I think a lot of factors contributed to my landing on spaetzle. I had been making it at home that winter, and found the way the dumplings tumble and circulate in boiling water to be completely mesmerizing, very much resembling snow falling in a blizzard. Also, the word Spätzle means “little sparrow” in Swabian German, with the noodle presumably deriving its name from the shape of it, which might suggest a bird in flight, or collectively, a flock. So taken together these two things should explain “little sparrows of dough / canoodling in the pot’s hot storm,” with “canoodling” a sort of pun I couldn’t resist. I think I knew I wanted to shift focus to food, because as much as I have done it myself, I find the practice of photographing food, especially average-looking food, and posting it to Instagram to be pretty strange, and overdetermined in the Freudian sense, meaning satisfying multiple psychological needs at once, some of which might be unconscious. It’s “telling,” but I don’t exactly know of what, although it does seem to seem to declare to the world: I chose this (or I made this), I consumed it, I photographed it, I posted it; this is abundant evidence: I must be real. This is making too much of it, I know, and I know that posting photographs of food might be a way of celebrating good times and travel and the beauty of a well-prepared item or meal, but I don’t think it’s ever that simple.
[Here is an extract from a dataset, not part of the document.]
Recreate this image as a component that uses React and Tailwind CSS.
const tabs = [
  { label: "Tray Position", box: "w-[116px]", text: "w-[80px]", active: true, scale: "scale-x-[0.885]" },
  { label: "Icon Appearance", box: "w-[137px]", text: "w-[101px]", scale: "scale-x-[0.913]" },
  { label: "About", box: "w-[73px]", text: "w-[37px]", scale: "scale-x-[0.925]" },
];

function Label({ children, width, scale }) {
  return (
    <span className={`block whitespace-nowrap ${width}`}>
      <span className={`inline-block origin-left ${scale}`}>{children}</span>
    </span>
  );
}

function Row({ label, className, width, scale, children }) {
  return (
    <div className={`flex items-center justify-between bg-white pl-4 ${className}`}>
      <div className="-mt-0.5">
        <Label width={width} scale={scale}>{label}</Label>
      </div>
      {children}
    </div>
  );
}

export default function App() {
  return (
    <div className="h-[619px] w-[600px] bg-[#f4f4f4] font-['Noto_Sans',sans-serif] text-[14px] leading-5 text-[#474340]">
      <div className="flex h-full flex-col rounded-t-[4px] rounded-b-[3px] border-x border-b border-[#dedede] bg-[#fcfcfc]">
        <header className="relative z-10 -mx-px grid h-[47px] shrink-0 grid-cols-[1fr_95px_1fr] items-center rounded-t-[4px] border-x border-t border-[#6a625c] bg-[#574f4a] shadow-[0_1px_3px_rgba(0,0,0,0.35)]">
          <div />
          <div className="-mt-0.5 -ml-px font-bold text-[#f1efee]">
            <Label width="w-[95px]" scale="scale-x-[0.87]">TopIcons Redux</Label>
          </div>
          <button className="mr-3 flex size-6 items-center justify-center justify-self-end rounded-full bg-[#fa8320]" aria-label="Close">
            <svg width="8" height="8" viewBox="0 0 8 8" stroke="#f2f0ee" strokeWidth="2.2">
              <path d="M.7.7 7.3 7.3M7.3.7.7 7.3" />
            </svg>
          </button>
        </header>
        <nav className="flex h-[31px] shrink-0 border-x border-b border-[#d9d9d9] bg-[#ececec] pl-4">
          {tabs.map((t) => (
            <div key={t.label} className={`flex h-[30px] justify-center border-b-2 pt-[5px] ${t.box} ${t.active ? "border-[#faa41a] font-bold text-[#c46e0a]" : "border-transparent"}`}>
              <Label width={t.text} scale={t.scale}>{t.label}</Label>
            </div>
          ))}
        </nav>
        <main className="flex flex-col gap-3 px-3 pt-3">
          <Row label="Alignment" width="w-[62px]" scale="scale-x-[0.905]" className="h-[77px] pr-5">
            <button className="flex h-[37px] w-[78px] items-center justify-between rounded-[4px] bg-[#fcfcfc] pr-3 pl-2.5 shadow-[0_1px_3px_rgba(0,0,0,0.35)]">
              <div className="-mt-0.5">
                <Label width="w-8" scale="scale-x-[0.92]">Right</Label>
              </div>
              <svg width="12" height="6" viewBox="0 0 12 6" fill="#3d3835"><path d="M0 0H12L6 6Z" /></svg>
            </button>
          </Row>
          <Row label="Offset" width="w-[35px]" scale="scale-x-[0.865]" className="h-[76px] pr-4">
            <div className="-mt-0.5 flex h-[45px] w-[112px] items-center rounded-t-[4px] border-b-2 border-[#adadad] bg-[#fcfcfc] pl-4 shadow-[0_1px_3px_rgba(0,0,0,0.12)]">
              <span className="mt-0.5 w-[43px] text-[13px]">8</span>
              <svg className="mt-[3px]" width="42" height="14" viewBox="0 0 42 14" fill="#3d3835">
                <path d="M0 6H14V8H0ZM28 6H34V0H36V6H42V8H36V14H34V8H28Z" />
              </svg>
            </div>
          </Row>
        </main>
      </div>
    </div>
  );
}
More importantly, although I can’t remember what came first, what really motivates spaetzle’s presence in the poem is the statement “Reality has holes in it,” which compares reality figuratively to a story with inconsistencies and lacunae, but also literally to a spaetzle maker, which is patterned with holes like a cheese grater. Lastly, I wanted this stanza to move into the mind of the janitor, who was invoked by way of simile in preceding stanza, but who now takes on a life of his own, so to speak. And owing to the state’s large population of descendants of German immigrants, spaetzle is relatively commonplace in Wisconsin.